Quand on est passionné de cinéma, on satisfait notre amour pour le septième art de diverses manières. Bien sûr, on regarde des films, mais on s’adonne également à la lecture de critiques, à l’écoute d’analyses et à l’exploration de toutes sortes d’œuvres liées au cinéma. Sur “C’est quoi le cinéma”, nous vous ferons justement découvrir des créations qui nourrissent notre passion partagée pour cet art.

1977, Australie. Se déroule l’un des tournages les plus étranges de tous les temps, donnant naissance à un film culte. En quelques semaines à peine, George Miller et son équipe créent Mad Max, un long-métrage qui marquera et influencera toute une génération. Cette œuvre a bouleversé la vision occidentale de l’Australie tout en réinventant les codes d’un genre à part entière : la course-poursuite. Il y a tellement de choses à dire sur ce film, regorgeant d’anecdotes et de thématiques captivantes. Et cela tombe bien, car un certain Melvin Zed a écrit un pavé colossal sur le tout premier volet de Mad Max. Sous-titré “Ultraviolence dans le cinéma, partie 1“, cet ouvrage de 432 pages se veut être une véritable encyclopédie du premier film de la saga. Son auteur, Melvin Zed, est incontestablement le plus grand fan de la franchise. Depuis une dizaine d’années, il consacre une partie de sa vie à l’univers cinématographique de Miller. Que ce soit en collectant tous les articles de journaux, les photographies et les témoignages des membres de l’équipe de tournage, ou en parcourant les continents pour reconstituer la genèse de Mad Max. Il est même allé jusqu’à entreprendre des fouilles archéologiques dans le désert afin de trouver des artefacts datant du tournage.

Pendant toute une décennie, il a pris des notes, recoupé des informations et a rendu son travail de plus en plus cohérent. Après avoir réalisé un documentaire sur un musée dédié à Mad Max, intitulé “Archeologist of the Wasteland“, il se lance enfin dans la rédaction de ce magnifique livre. Cet ouvrage est à la fois un superbe cale-porte, mais surtout le livre ultime sur le premier film. Chaque détail y est minutieusement décrit, des costumes aux véhicules, en passant par tous les aspects de l’intrigue. Un travail colossal a été accompli. Plongez avec nous au cœur de la réalisation de cette belle œuvre. Nous remercions d’ailleurs Melvin Zed d’avoir répondu à nos questions et d’avoir écrit un livre d’une telle précision.

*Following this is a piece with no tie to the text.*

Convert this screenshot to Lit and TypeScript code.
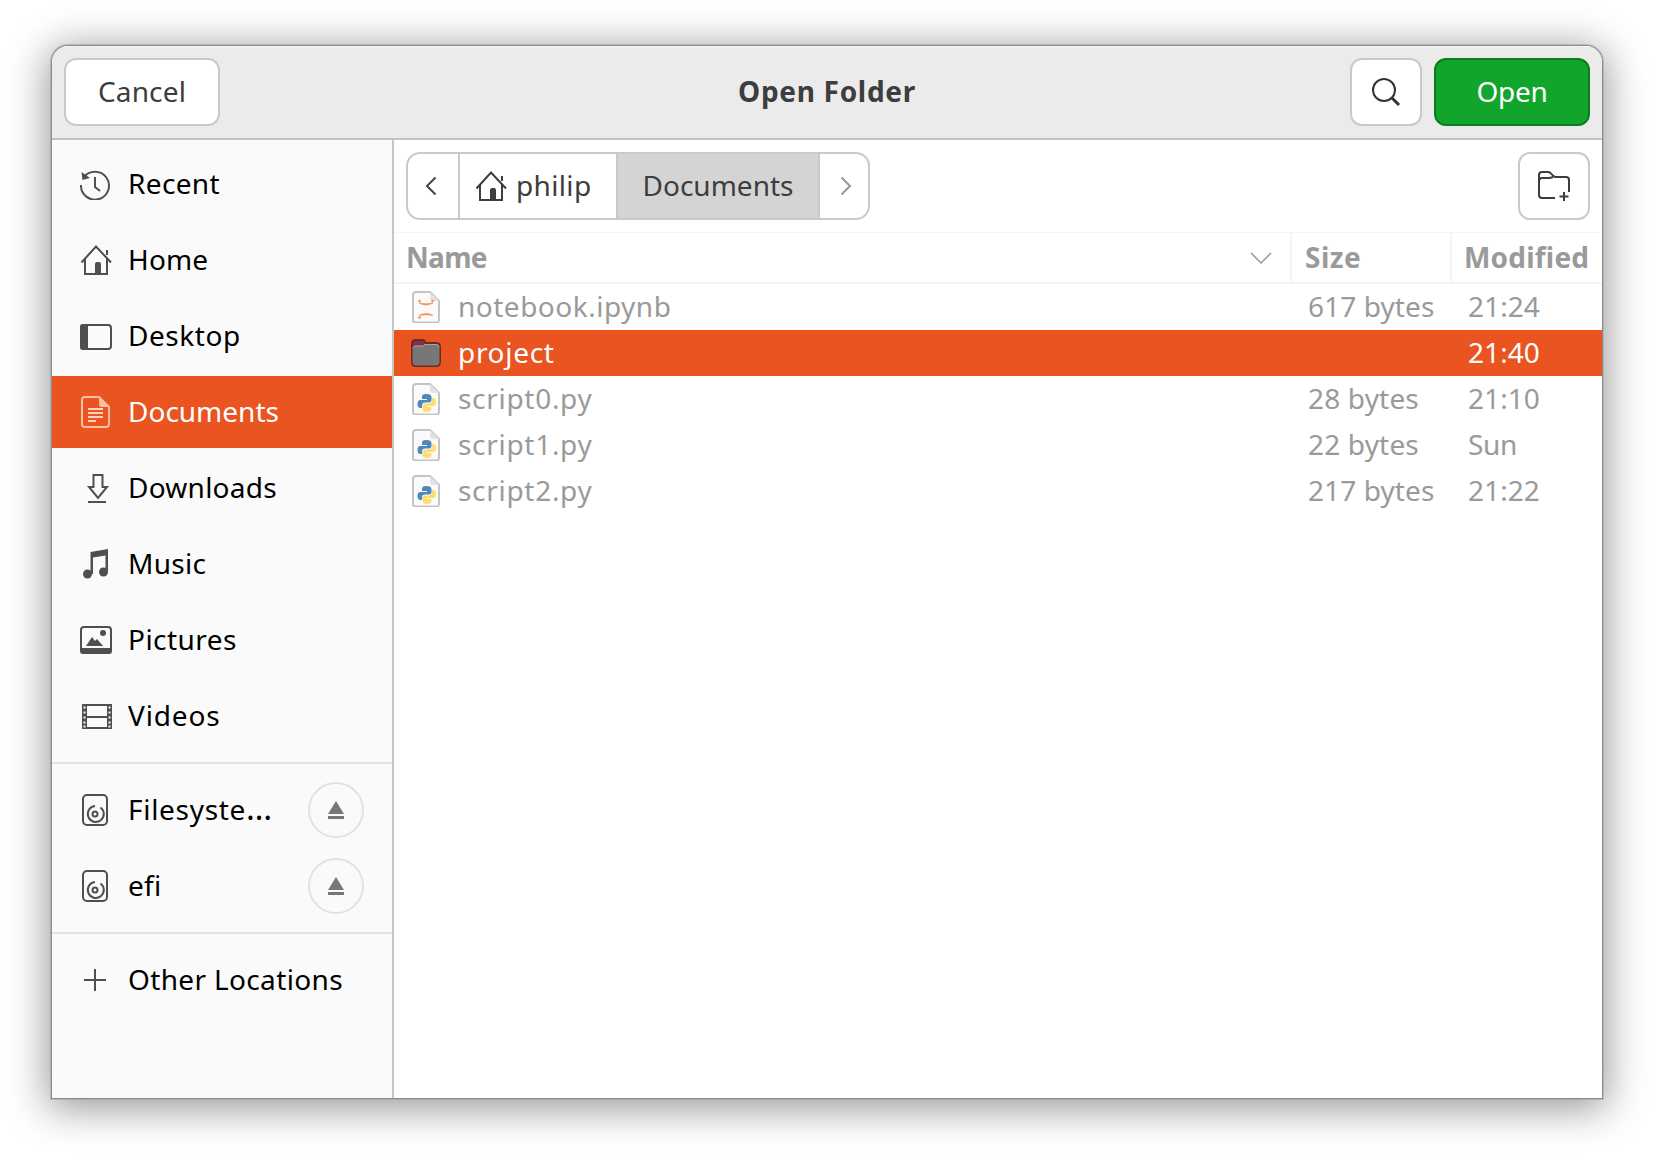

Enzo Durand : Bonjour Melvin, merci de m’accorder cet entretien. Avant d’évoquer le cœur du sujet, peux-tu présenter ton parcours ?

Melvin Zed : Alors en parallèle de l’écriture de ce livre, je suis principalement illustrateur et graphiste. Je m’occupe par exemple des éditions blu-ray d’Ecstasy of Films et des affiches du Bloody Week-end. En ce moment je réalise la mise en page de la résurrection de Starfix.

Enzo Durand : D’où t’es venue cette passion pour le Wasteland ?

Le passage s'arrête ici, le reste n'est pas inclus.